Allí donde era requerido improvisaba su taller; ya fuera un patio de vecinos, un portal o la misma calle. Sentado en el suelo, abría la caja y avivaba el fuego del anafe. Con mirada experta analizaba concienzudamente el cacharro a reparar; pongamos por caso una olla de porcelana con una picadura en el borde del fondo.
Lo primero que hacía era sanear la parte picada, para lo que se valía de una lima basta hasta dejar lustroso y brillante los bordes del agujero; luego, de un tarrito que llevaba adosado a uno de los lados de la caja, sacaba un rudimentario pincelillo impregnado en ácido clorhídrico, previamente rebajado diluyendo en él trocitos de chapa de cinc, y con el cual humedecía la parte saneada.

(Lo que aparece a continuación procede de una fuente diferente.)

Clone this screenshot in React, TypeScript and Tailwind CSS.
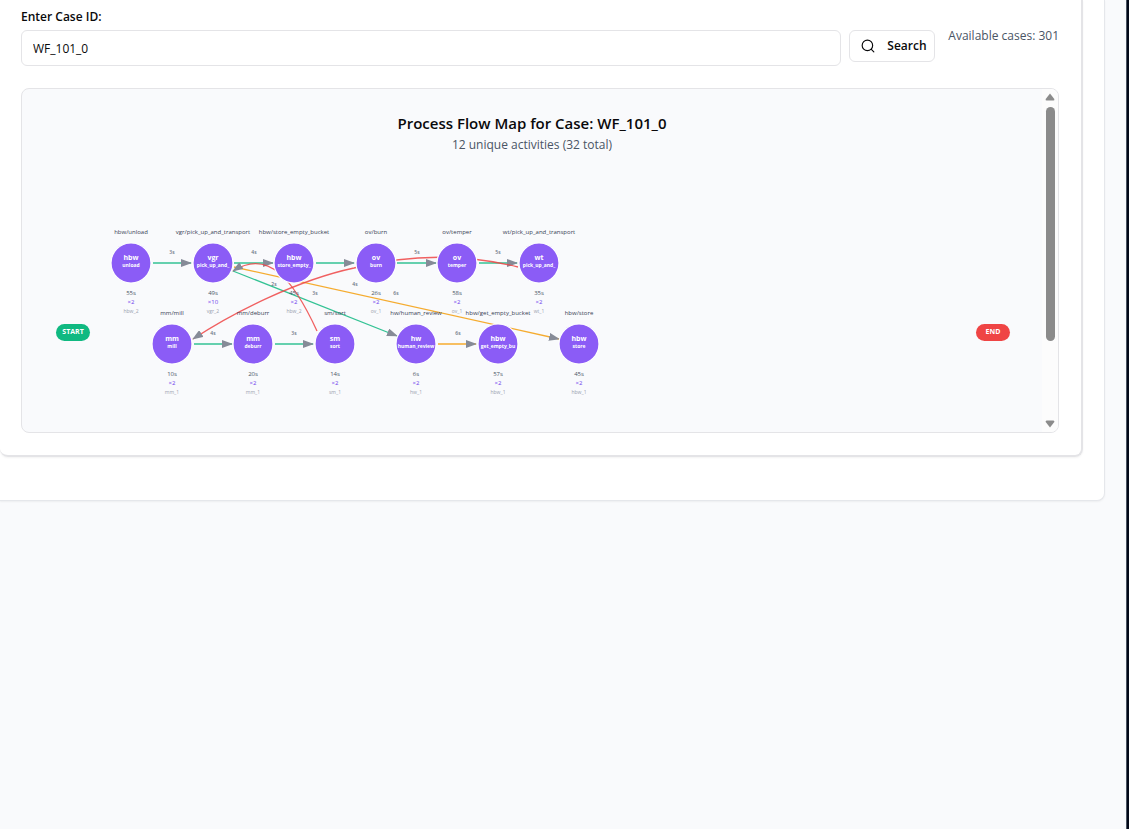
type Node = {
  x: number
  y: number
  label: string
  head: string
  sub: string
  time: string
  count: string
  station: string
}

const nodes: Node[] = [
  { x: 109, y: 174, label: 'hbw/unload', head: 'hbw', sub: 'unload', time: '55s', count: '×2', station: 'hbw_2' },
  { x: 191, y: 174, label: 'vgr/pick_up_and_transport', head: 'vgr', sub: 'pick_up_and_', time: '49s', count: '×10', station: 'vgr_2' },
  { x: 272, y: 174, label: 'hbw/store_empty_bucket', head: 'hbw', sub: 'store_empty_', time: '45s', count: '×2', station: 'hbw_2' },
  { x: 354, y: 174, label: 'ov/burn', head: 'ov', sub: 'burn', time: '26s', count: '×2', station: 'ov_1' },
  { x: 435, y: 174, label: 'ov/temper', head: 'ov', sub: 'temper', time: '58s', count: '×2', station: 'ov_1' },
  { x: 517, y: 174, label: 'wt/pick_up_and_transport', head: 'wt', sub: 'pick_up_and_', time: '35s', count: '×2', station: 'wt_1' },
  { x: 150, y: 255, label: 'mm/mill', head: 'mm', sub: 'mill', time: '10s', count: '×2', station: 'mm_1' },
  { x: 231, y: 255, label: 'mm/deburr', head: 'mm', sub: 'deburr', time: '20s', count: '×2', station: 'mm_1' },
  { x: 313, y: 255, label: 'sm/sort', head: 'sm', sub: 'sort', time: '14s', count: '×2', station: 'sm_1' },
  { x: 394, y: 255, label: 'hw/human_review', head: 'hw', sub: 'human_review', time: '6s', count: '×2', station: 'hw_1' },
  { x: 476, y: 255, label: 'hbw/get_empty_bucket', head: 'hbw', sub: 'get_empty_bu', time: '57s', count: '×2', station: 'hbw_1' },
  { x: 557, y: 255, label: 'hbw/store', head: 'hbw', sub: 'store', time: '45s', count: '×2', station: 'hbw_1' },
]

const GREEN = '#10b981'
const AMBER = '#f59e0b'
const RED = '#ef4444'

const edges = [
  { d: 'M131 174H169', color: GREEN, arrow: true },
  { d: 'M212 174H251', color: GREEN, arrow: true },
  { d: 'M294 174H332', color: GREEN, arrow: true },
  { d: 'M375 174H414', color: GREEN, arrow: true },
  { d: 'M457 174H495', color: GREEN, arrow: true },
  { d: 'M172 255H210', color: GREEN, arrow: true },
  { d: 'M253 255H291', color: GREEN, arrow: true },
  { d: 'M416 255H454', color: AMBER, arrow: true },
  { d: 'M211 182L375 247', color: GREEN, arrow: true },
  { d: 'M212 178L537 250', color: AMBER, arrow: true },
  { d: 'M496 178Q416 158 332 179C276 191 212 223 171 250', color: RED, arrow: true },
  { d: 'M295 242C272 192 247 159 211 182', color: RED, arrow: true },
]

const edgeLabels = [
  { x: 150, y: 165, text: '3s' },
  { x: 232, y: 165, text: '4s' },
  { x: 395, y: 165, text: '5s' },
  { x: 476, y: 165, text: '5s' },
  { x: 252, y: 197, text: '2s' },
  { x: 333, y: 197, text: '4s' },
  { x: 293, y: 206, text: '3s' },
  { x: 374, y: 206, text: '6s' },
  { x: 191, y: 246, text: '4s' },
  { x: 272, y: 246, text: '3s' },
  { x: 436, y: 246, text: '6s' },
]

function FlowMap() {
  return (
    <svg
      className="absolute left-0 top-0"
      width="600"
      height="320"
      textAnchor="middle"
      role="img"
      aria-label="Process flow map"
    >
      <defs>
        <marker id="arrow" markerUnits="userSpaceOnUse" markerWidth="11" markerHeight="8" refX="10" refY="4" orient="auto">
          <path d="M0 0L11 4L0 8Z" fill="#868b97" />
        </marker>
      </defs>
      {edges.map((e) => (
        <path key={e.d} d={e.d} fill="none" stroke={e.color} strokeWidth="1.3" strokeOpacity="0.85" markerEnd={e.arrow ? 'url(#arrow)' : undefined} />
      ))}
      {edgeLabels.map((l) => (
        <text key={`${l.x}-${l.y}`} x={l.x} y={l.y} className="fill-gray-500 text-[5px] font-semibold">
          {l.text}
        </text>
      ))}
      {nodes.map((n) => (
        <g key={n.label}>
          <circle cx={n.x} cy={n.y} r="20" fill="#8b5cf6" stroke="#ffffff" strokeWidth="1.2" />
          <text x={n.x} y={n.y - 3} className="fill-white text-[7px] font-bold">{n.head}</text>
          <text x={n.x} y={n.y + 4} className="fill-white text-[5px] font-bold">{n.sub}</text>
          <text x={n.x} y={n.y - 29} className="fill-gray-700 text-[6px] font-medium">{n.label}</text>
          <text x={n.x} y={n.y + 32} className="fill-gray-600 text-[6px] font-medium">{n.time}</text>
          <text x={n.x} y={n.y + 41} className="fill-[#6d40ed] text-[6px] font-medium">{n.count}</text>
          <text x={n.x} y={n.y + 50} className="fill-gray-400 text-[5px] font-medium">{n.station}</text>
        </g>
      ))}
    </svg>
  )
}

function ScrollBar() {
  return (
    <div className="flex w-4 shrink-0 flex-col items-center bg-[#fcfcfc] py-1" aria-hidden="true">
      <svg width="10" height="8" viewBox="0 0 10 8" className="shrink-0">
        <path d="M5 0.5L9.3 6Q9.8 7.5 8.3 7.5H1.7Q0.2 7.5 0.7 6Z" fill="#8b8b8b" />
      </svg>
      <div className="mt-[6px] min-h-0 w-[9px] flex-[234] rounded-full bg-[#8b8b8b]" />
      <div className="flex-[79]" />
      <svg width="10" height="8" viewBox="0 0 10 8" className="shrink-0">
        <path d="M5 7.5L9.3 2Q9.8 0.5 8.3 0.5H1.7Q0.2 0.5 0.7 2Z" fill="#8b8b8b" />
      </svg>
    </div>
  )
}

export default function App() {
  return (
    <div className="flex min-h-screen bg-[#f9fafc] font-['Open_Sans','Noto_Sans',sans-serif] text-[#09090b]">
      <main className="min-w-0 flex-1 pr-[21px]">
        <section className="rounded-br-lg border-r border-b border-gray-200 bg-white pr-[21px] pb-[43px] shadow-xs">
          <div className="rounded-b-lg border-r-2 border-b-2 border-[#e4e4e7] pr-[22px] pb-[22px] pl-[21px] shadow-xs">
            <form className="flex items-start" onSubmit={(e) => e.preventDefault()}>
              <div className="flex-1 pt-2">
                <label htmlFor="case-id" className="block text-[12px] leading-[18px] font-semibold">
                  Enter Case ID:
                </label>
                <input
                  id="case-id"
                  defaultValue="WF_101_0"
                  className="mt-1 block h-9 w-full rounded-md border border-[#e4e4e7] px-[11px] text-[12px] outline-none"
                />
              </div>
              <button type="submit" className="mt-[30px] ml-2 flex h-8 w-[86px] items-center gap-3 rounded-md border border-[#e4e4e7] bg-white pl-[11px] text-[12px] font-semibold">
                <svg width="14" height="14" viewBox="0 0 24 24" fill="none" stroke="currentColor" strokeWidth="2" strokeLinecap="round" strokeLinejoin="round" className="shrink-0">
                  <circle cx="11" cy="11" r="9" />
                  <path d="m22 22-4.3-4.3" />
                </svg>
                Search
              </button>
              <p className="mt-[26px] ml-[13px] text-[12px] leading-5 whitespace-nowrap text-gray-600">Available cases: 301</p>
            </form>

            <div className="mt-[22px] flex h-[345px] overflow-hidden rounded-lg border border-[#e4e4e7] bg-[#f9fafc]">
              <div className="relative min-w-0 flex-1">
                <header className="pt-6 text-center">
                  <h2 className="text-[15px] leading-5 font-semibold">Process Flow Map for Case: WF_101_0</h2>
                  <p className="mt-0.5 text-[12px] leading-5 text-gray-600">12 unique activities (32 total)</p>
                </header>
                <FlowMap />
                <span className="absolute top-[235px] left-[34px] flex h-[17px] w-[34px] items-center justify-center rounded-full bg-[#10b981] text-[7px] font-bold text-white">
                  START
                </span>
                <span className="absolute top-[235px] right-[32px] flex h-[17px] w-[34px] items-center justify-center rounded-full bg-[#ef4444] text-[7px] font-bold text-white">
                  END
                </span>
              </div>
              <ScrollBar />
            </div>
          </div>
        </section>
      </main>
      <div className="w-[3px] shrink-0 border-l border-[#4b5563] bg-[#020817]" />
    </div>
  )
}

Después cogía uno de los soldadores del anafe, limaba suavemente el filo del cobre por ambos lados y le daba una pasada por la pez rubia contenida en la tapadera invertida de una caja de crema para zapatos. Con el soldador limpio y casi al rojo vivo en una mano y la barrita de estaño en la otra, los acercaba a la parte averiada del cacharro derritiendo sobre ella unos goterones de estaño que iba extendiendo cuidadosamente con el soldador hasta cubrir el agujero; si éste era muy grande recortaba con las tijeras un trocito de hojalata que soldaba en el mismo a modo de remiendo.
El trabajo se cobraba, como es lógico, en función del material y el tiempo empleado, y que se concertaba de antemano tras el consabido regateo, pues este oficio de latero ambulante era propio de gitanos, y ya se sabe con qué gusto y gracia ejercen los hombres de esta raza el chalaneo.